I recently visited The Historic Columbia Cemetery here in N Portland. It is an amazing juxtaposition of the quiet of death, and the loud cacophony of life as traffic races by on N Columbia Blvd and I-5. Of the old history of pioneer graves and the newer trappings of modern day commerce.
From the Cemetery website:
Since 1857, the Historic Columbian Cemetery has been a part of the North Portland community. It is located on a patch of land that falls within the Interstate Cultural Boundary and underneath the I-5 overpass at 1151 N. Columbia Blvd. The cemetery is adjacent to the Kenton Neighborhood area but its historical connections resonate throughout the North and Northeast Portland area. Within its six acre site, Columbian Cemetery is home to between five to six thousand deceased Portlanders. Among them are well-known figures, but beyond these individuals, you will find people from diverse class levels and ethnic groups. The broad range of people buried in the Columbian reflects the sundry spirit and rich history of nineteenth and twentieth-century Portland.

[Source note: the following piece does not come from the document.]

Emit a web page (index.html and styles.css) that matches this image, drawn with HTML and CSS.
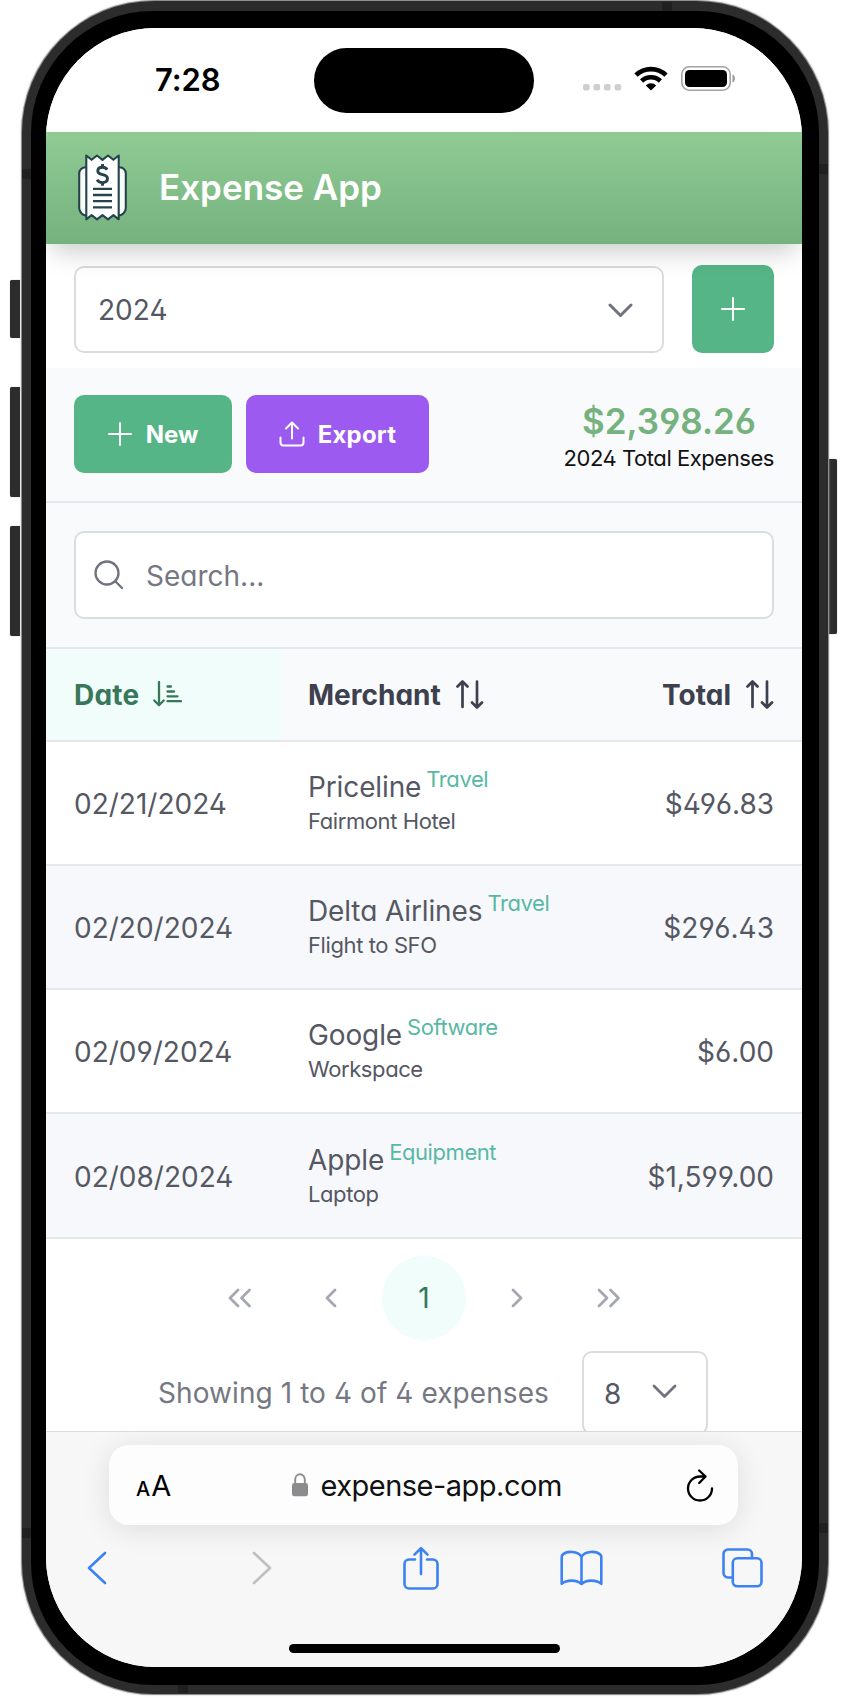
FILE: index.html
```
<!DOCTYPE html>
<html lang="en">
<head>
<meta charset="utf-8">
<title>Expense App</title>
<link rel="stylesheet" href="styles.css">
</head>
<body>
<div class="phone">
  <span class="side-button action"></span>
  <span class="side-button volume-up"></span>
  <span class="side-button volume-down"></span>
  <span class="side-button power"></span>
  <div class="frame">
    <span class="band band-top"></span><span class="band band-left-top"></span><span class="band band-right-top"></span>
    <span class="band band-left-bottom"></span><span class="band band-right-bottom"></span><span class="band band-bottom"></span>
    <div class="bezel">
      <div class="screen">
        <div class="status">
          <div class="time">7:28</div>
          <div class="island"></div>
          <div class="signals">
            <svg class="dots" width="39" height="7" viewBox="0 0 39 7" fill="#cfcfcf"><rect width="6.6" height="6.6" rx="2"/><rect x="10.5" width="6.6" height="6.6" rx="2"/><rect x="21" width="6.6" height="6.6" rx="2"/><rect x="31.6" width="6.6" height="6.6" rx="2"/></svg>
            <svg class="wifi" width="34" height="25" viewBox="0 0 34 25"><path d="M2 9.2A21.5 21.5 0 0 1 32 9.2M7.6 15A13.5 13.5 0 0 1 26.4 15" fill="none" stroke="#000" stroke-width="4.6"/><path d="M17 24.6l-5.2-5.2a7.6 7.6 0 0 1 10.4 0z"/></svg>
            <svg width="56" height="25" viewBox="0 0 56 25"><rect x=".8" y=".8" width="48.4" height="23.4" rx="7.5" fill="none" stroke="#a3a3a3" stroke-width="1.6"/><rect x="4" y="4" width="42" height="17" rx="4.5"/><path d="M51.4 8.5c3.6 1 3.6 7 0 8z" fill="#a3a3a3"/></svg>
          </div>
        </div>

        <header class="app-header">
          <svg class="logo" width="49" height="67" viewBox="0 0 49 67" stroke="#25434b" stroke-width="2.1" stroke-linejoin="round">
            <path d="M9 13.2H7.5A6.3 6.3 0 0 0 1.2 19.500V54a7.500 7.500 0 0 0 7.500 7.500H40.300a7.500 7.500 0 0 0 7.500-7.500V19.500a6.300 6.300 0 0 0-6.300-6.300H40" fill="#f8fbf8"/>
            <path d="M8.300 1.500l5.300 4.300 5.400-4.300 5.500 4.300L30 1.500l5.400 4.300 5.300-4.300v63.800l-5.300-4.100-5.400 4.100-5.500-4.100-5.500 4.100-5.400-4.100-5.300 4.100z" fill="#fff"/>
            <path d="M15 34.800h19M15 41h19M15 47.200h19M15 53.400h19" stroke-width="2.300"/>
            <path d="M29.200 15.600c-1-1.500-2.500-2.300-4.700-2.300-2.800 0-4.700 1.400-4.700 3.700 0 5.200 9.700 2.100 9.700 7.600 0 2.500-2 4-5 4-2.500 0-4.400-1.100-5.300-3M24.500 10v3.500M24.500 28.500v3.300" fill="none" stroke-width="2.900"/>
          </svg>
          <h1>Expense App</h1>
        </header>

        <main class="content">
          <div class="year-row">
            <div class="select"><span>2024</span><svg width="25" height="15" viewBox="0 0 25 15" fill="none" stroke="#70727e" stroke-width="3" stroke-linecap="round" stroke-linejoin="round"><path d="M2 2l10.500 10.500L23 2"/></svg></div>
            <div class="add"><svg width="24" height="24" viewBox="0 0 24 24" stroke="#fff" stroke-width="2" stroke-linecap="round"><path d="M12 1v22M1 12h22"/></svg></div>
          </div>

          <div class="toolbar">
            <div class="btn green"><svg width="24" height="24" viewBox="0 0 24 24" stroke="#fff" stroke-width="1.900" stroke-linecap="round"><path d="M12 1v22M1 12h22"/></svg>New</div>
            <div class="btn purple"><svg width="26" height="26" viewBox="0 0 26 26" fill="none" stroke="#fff" stroke-width="2" stroke-linecap="round" stroke-linejoin="round"><path d="M13 17.500V1.500M7 7.500l6-6 6 6M1.500 16.500v5a3 3 0 0 0 3 3h17a3 3 0 0 0 3-3v-5"/></svg>Export</div>
            <div class="total"><strong>$2,398.26</strong><span>2024 Total Expenses</span></div>
          </div>

          <div class="search-bar"><div class="search"><svg width="30" height="30" viewBox="0 0 30 30" fill="none" stroke="#70727e" stroke-width="2.300" stroke-linecap="round"><circle cx="13" cy="13" r="11.500"/><path d="M21.500 21.500l6.500 6.500"/></svg><span>Search...</span></div></div>

          <div class="row head">
            <div class="cell sorted"><span class="h-date">Date</span><svg width="29" height="26" viewBox="0 0 29 26" fill="none" stroke="#38775a" stroke-width="2.300" stroke-linecap="round" stroke-linejoin="round"><path d="M6 1v23M1.300 19.500L6 24.200l4.700-4.700M14.500 5.500h3.500M14.500 10.500H21M14.500 15.300H24.500M14.500 20.200H28"/></svg></div>
            <div class="cell"><span class="h-merchant">Merchant</span><svg width="28" height="29" viewBox="0 0 28 29" fill="none" stroke="#3d404e" stroke-width="2.700" stroke-linecap="round" stroke-linejoin="round"><path d="M6.500 27v-25.500M1.500 6.500l5-5 5 5M21 1.500v25.500M16 22.500l5 5 5-5"/></svg></div>
            <div class="cell right"><span class="h-total">Total</span><svg width="28" height="29" viewBox="0 0 28 29" fill="none" stroke="#3d404e" stroke-width="2.700" stroke-linecap="round" stroke-linejoin="round"><path d="M6.500 27v-25.500M1.500 6.500l5-5 5 5M21 1.500v25.500M16 22.500l5 5 5-5"/></svg></div>
          </div>
          <div class="row"><div class="cell date">02/21/2024</div><div class="cell merchant"><div class="name">Priceline<span class="tag">Travel</span></div><div class="note">Fairmont Hotel</div></div><div class="cell right amount">$496.83</div></div>
          <div class="row alt"><div class="cell date">02/20/2024</div><div class="cell merchant"><div class="name">Delta Airlines<span class="tag">Travel</span></div><div class="note">Flight to SFO</div></div><div class="cell right amount">$296.43</div></div>
          <div class="row"><div class="cell date">02/09/2024</div><div class="cell merchant"><div class="name">Google<span class="tag">Software</span></div><div class="note">Workspace</div></div><div class="cell right amount">$6.00</div></div>
          <div class="row alt"><div class="cell date">02/08/2024</div><div class="cell merchant"><div class="name">Apple<span class="tag">Equipment</span></div><div class="note">Laptop</div></div><div class="cell right amount">$1,599.00</div></div>

          <div class="pager">
            <span class="page first"><svg width="24" height="20" viewBox="0 0 24 20"><path d="M10 2L2 10l8 8M21.500 2l-8 8 8 8"/></svg></span>
            <span class="page"><svg width="12" height="20" viewBox="0 0 12 20"><path d="M10 2L2 10l8 8"/></svg></span>
            <span class="page current">1</span>
            <span class="page"><svg width="12" height="20" viewBox="0 0 12 20"><path d="M2 2l8 8-8 8"/></svg></span>
            <span class="page last"><svg width="24" height="20" viewBox="0 0 24 20"><path d="M2 2l8 8-8 8M13.500 2l8 8-8 8"/></svg></span>
          </div>
          <div class="page-info">
            <span class="summary">Showing 1 to 4 of 4 expenses</span>
            <div class="size"><span>8</span><svg width="25" height="15" viewBox="0 0 25 15" fill="none" stroke="#70727e" stroke-width="2.800" stroke-linecap="round" stroke-linejoin="round"><path d="M2 2l10.500 10.500L23 2"/></svg></div>
          </div>
        </main>

        <footer class="browser">
          <div class="address">
            <div class="aa"><small>A</small><span>A</span></div>
            <div class="url"><svg width="16" height="24" viewBox="0 0 16 24"><path d="M3.200 12V6.500a4.800 5.200 0 0 1 9.600 0V12" fill="none" stroke="#8c8c8e" stroke-width="1.900"/><rect y="10" width="16" height="13.300" rx="2.300" fill="#8c8c8e"/></svg><span>expense-app.com</span></div>
            <svg class="reload" width="28" height="33" viewBox="0 0 28 33" fill="none" stroke="#000" stroke-width="2.300" stroke-linecap="round" stroke-linejoin="round"><path d="M26 19.500A12 12 0 1 1 14 7.500h5.500M13.200 1.500l6.300 6-6.300 6.500"/></svg>
          </div>
          <nav class="nav">
            <svg class="back" width="20" height="34" viewBox="0 0 20 34"><path d="M18 2L2 17l16 15"/></svg>
            <svg class="forward" width="20" height="34" viewBox="0 0 20 34"><path d="M2 2l16 15L2 32"/></svg>
            <svg class="share" width="36" height="44" viewBox="0 0 36 44"><path d="M12 13.500H6A4.500 4.500 0 0 0 1.500 18v20A4.500 4.500 0 0 0 6 42.500h24a4.500 4.500 0 0 0 4.500-4.500V18a4.500 4.500 0 0 0-4.500-4.500h-6M18 28V2.200M11.500 8.700L18 2.200l6.500 6.500"/></svg>
            <svg class="book" width="43" height="36" viewBox="0 0 43 36"><path d="M21.500 6.500C18 1 7 .5 2.800 4.500c-.9.900-1.100 1.500-1.100 2.500v26.800c5-4.300 15.300-4.300 19.800.3 4.500-4.600 14.800-4.600 19.800-.3V7c0-1-.2-1.600-1.100-2.500C36 .5 25 1 21.500 6.500zV34"/></svg>
            <svg class="tabs" width="41" height="40" viewBox="0 0 41 40"><rect x="10.800" y="10.300" width="28.700" height="28" rx="4.500"/><path d="M10.500 29.500H6A4.500 4.500 0 0 1 1.500 25V6A4.500 4.500 0 0 1 6 1.500h19.500A4.500 4.500 0 0 1 30 6v4"/></svg>
          </nav>
          <div class="home"></div>
        </footer>
      </div>
    </div>
  </div>
</div>
</body>
</html>
```
FILE: styles.css
```
* { box-sizing: border-box; }
body { margin: 0; background: #fff; font-family: Inter, "Liberation Sans", sans-serif; height: 1699px; overflow: hidden; }
svg { display: block; flex: none; }

/* device shell */
.phone { position: relative; width: 850px; height: 1699px; padding: 1px 22px 0; }
.frame { position: relative; width: 806px; height: 1693px; padding: 10px 9px 9px; background: #2c2c2c; border-radius: 132px; box-shadow: 0 0 0 1px #8e8e8e, 0 0 2px 1px #bbb; }
.bezel { height: 1674px; padding: 17px 17px 18px 15px; background: #000; border-radius: 122px; }
.screen { display: flex; flex-direction: column; width: 756px; height: 1639px; overflow: hidden; background: #fff; border-radius: 110px; }
.side-button { position: absolute; left: 10px; width: 10px; background: #2c2c2c; border-radius: 2px 0 0 2px; box-shadow: 0 0 1px #777; }
.action { top: 280px; height: 58px; }
.volume-up { top: 387px; height: 110px; }
.volume-down { top: 526px; height: 110px; }
.power { left: 829px; top: 459px; height: 175px; width: 8px; border-radius: 0 2px 2px 0; }
.band { position: absolute; width: 9px; height: 10px; background: #202020; }
.band-top { left: 640px; top: 1px; height: 9px; width: 10px; }
.band-left-top { left: 0; top: 168px; }
.band-right-top { left: 797px; top: 163px; }
.band-left-bottom { left: 0; top: 1527px; }
.band-right-bottom { left: 797px; top: 1522px; }
.band-bottom { left: 156px; top: 1684px; width: 10px; height: 8px; }

/* status bar */
.status { flex: none; position: relative; z-index: 2; display: flex; height: 104px; padding: 0 20px 0 109px; background: #fff; }
.time { width: 159px; padding-top: 32px; font-size: 31px; line-height: 40px; font-weight: 600; letter-spacing: -.1px; }
.island { width: 220px; height: 65px; margin-top: 19.500px; border-radius: 33px; background: #000; }
.signals { display: flex; align-items: flex-start; padding: 38px 0 0 49px; }
.dots { margin-top: 18px; }
.wifi { margin: 0 13px 0 12px; }

.app-header { position: relative; z-index: 1; flex: none; display: flex; align-items: center; gap: 32px; height: 112px; padding: 0 32px 2px; background: linear-gradient(#90cb94, #75b27e); box-shadow: 0 14px 24px -6px rgba(0, 0, 0, .2); }
h1 { margin: 0; color: #fff; font-size: 35px; line-height: 44px; font-weight: 600; }

.content { flex: none; height: 1187px; overflow: hidden; color: #555863; font-size: 28px; font-feature-settings: "cv02", "cv03", "cv04", "cv11"; }
.year-row { display: flex; gap: 28px; height: 124px; padding: 21px 28px 15px; }
.select { flex: 1; display: flex; align-items: center; justify-content: space-between; margin-top: 1px; padding: 1px 29px 0 22px; border: 2px solid #dadde0; border-radius: 10px; }
.add { display: grid; place-items: center; width: 82px; border-radius: 10px; background: #56b586; }
.toolbar { display: flex; align-items: center; gap: 14px; height: 135px; padding: 0 28px 1px; background: #f9fafc; border-bottom: 2px solid #e5e7eb; }
.btn { display: flex; align-items: center; justify-content: center; gap: 14px; height: 78px; border-radius: 10px; color: #fff; font-size: 24px; font-weight: 700; font-feature-settings: normal; }
.green { width: 158px; background: #56b586; }
.purple { width: 183px; gap: 13px; letter-spacing: .2px; background: #9d5af0; }
.total { display: flex; flex-direction: column; align-items: flex-end; margin-left: auto; color: #111; font-size: 22px; line-height: 28px; letter-spacing: -.45px; white-space: nowrap; padding-top: 1px; }
.total strong { margin-right: 18px; color: #75b27e; font-size: 35px; line-height: 46px; font-weight: 600; letter-spacing: 0; }
.search-bar { height: 146px; padding: 28px; background: #f9fafc; border-bottom: 2px solid #e5e7eb; }
.search { display: flex; align-items: center; gap: 22px; height: 88px; padding: 0 18px; border: 2px solid #dadde0; border-radius: 10px; background: #fff; color: #757782; }
.search span { padding-top: 2px; }

/* expense table */
.row { display: grid; grid-template-columns: 234px 1fr 190px; height: 124.300px; border-bottom: 2px solid #e5e7eb; background: #fff; }
.alt { background: #f7f8fb; }
.cell { display: flex; align-items: center; padding: 2px 28px 0; white-space: nowrap; }
.right { justify-content: flex-end; }
.head { height: 92.500px; background: #f9fafc; color: #3d404e; font-weight: 700; }
.head .cell { gap: 15px; }
.head svg { margin-top: -2px; }
.head .sorted { gap: 14px; background: #f0fdfa; color: #38775a; }
.h-date { letter-spacing: .2px; }
.merchant { flex-direction: column; align-items: flex-start; justify-content: center; padding-right: 0; }
.name { line-height: 34px; letter-spacing: -.12px; }
.tag { position: relative; top: -10px; margin-left: 5px; font-size: 22px; line-height: 20px; letter-spacing: -.42px; color: #57b9a3; }
.note { font-size: 22px; line-height: 34px; letter-spacing: -.4px; }

.pager { display: flex; justify-content: center; gap: 9px; height: 102px; padding-top: 17px; }
.page { display: grid; place-items: center; width: 84px; height: 84px; border-radius: 50%; fill: none; stroke: #a5a8b0; stroke-width: 2.800; stroke-linecap: round; stroke-linejoin: round; }
.first { padding-left: 3px; }
.last { padding-right: 3px; }
.current { background: #f0fdfa; color: #38775a; }
.page-info { display: flex; align-items: center; gap: 33px; height: 88px; margin-top: 8px; padding-left: 112px; color: #757782; }
.summary { letter-spacing: .08px; }
.size { display: flex; align-items: center; justify-content: space-between; width: 126px; height: 84px; padding: 2px 29px 0 20px; border: 2px solid #dadde0; border-radius: 10px; color: #555863; }
.size svg { margin-top: -5px; }

/* browser chrome */
.browser { flex: 1; display: flex; flex-direction: column; align-items: center; padding-top: 13px; border-top: 1px solid #dcdcdc; background: #f7f7f7; }
.address { display: flex; align-items: center; justify-content: space-between; width: 629px; height: 80px; margin-right: 1px; padding: 0 24px 0 27px; border-radius: 20px; background: #fdfdfd; box-shadow: 0 4px 30px rgba(0, 0, 0, .11); }
.aa { display: flex; align-items: baseline; gap: 1px; font-size: 29px; }
.aa small { font-size: 20px; font-weight: 500; }
.url { display: flex; align-items: center; gap: 12px; margin-right: 3px; color: #111; font-size: 29px; letter-spacing: -.5px; white-space: nowrap; }
.nav { display: flex; align-items: center; align-self: flex-start; height: 44px; margin-top: 21px; padding-left: 41px; fill: none; stroke: #3c82f0; stroke-width: 2.600; stroke-linecap: round; stroke-linejoin: round; }
.forward { margin: 0 131px 0 145px; stroke: #bfbfbf; }
.book { margin: 0 119px 0 121px; }
.home { width: 271px; height: 9px; margin: 54px 0 0 1px; border-radius: 5px; background: #000; }
```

It's a very cool place to walk. One sort of strange thing that I like to do when I visit an old cemetery is to quietly read aloud the names on the stones. Think about how many times your own name is spoken in daily life. Your name is as alive as you are. It's on one's mail, documents, and people say it all the time. It helps people define you. A name sort of dies with you when you go. If you are lucky, people will remember you and speak your name for years to come. Oh, yes, if you accomplish something amazing, like Abe Lincoln or Leonardo Da Vinci, your name will live on forever. But for most, as the years go by, and the people who knew you best also pass away, your name may not be spoken anymore. As I walk through a cemetery with graves as old as the ones in Columbia cemetery I ponder "when was the last time someone spoke this name out loud?" So I read the names and speak them softly, giving them a fleeting life again in this world.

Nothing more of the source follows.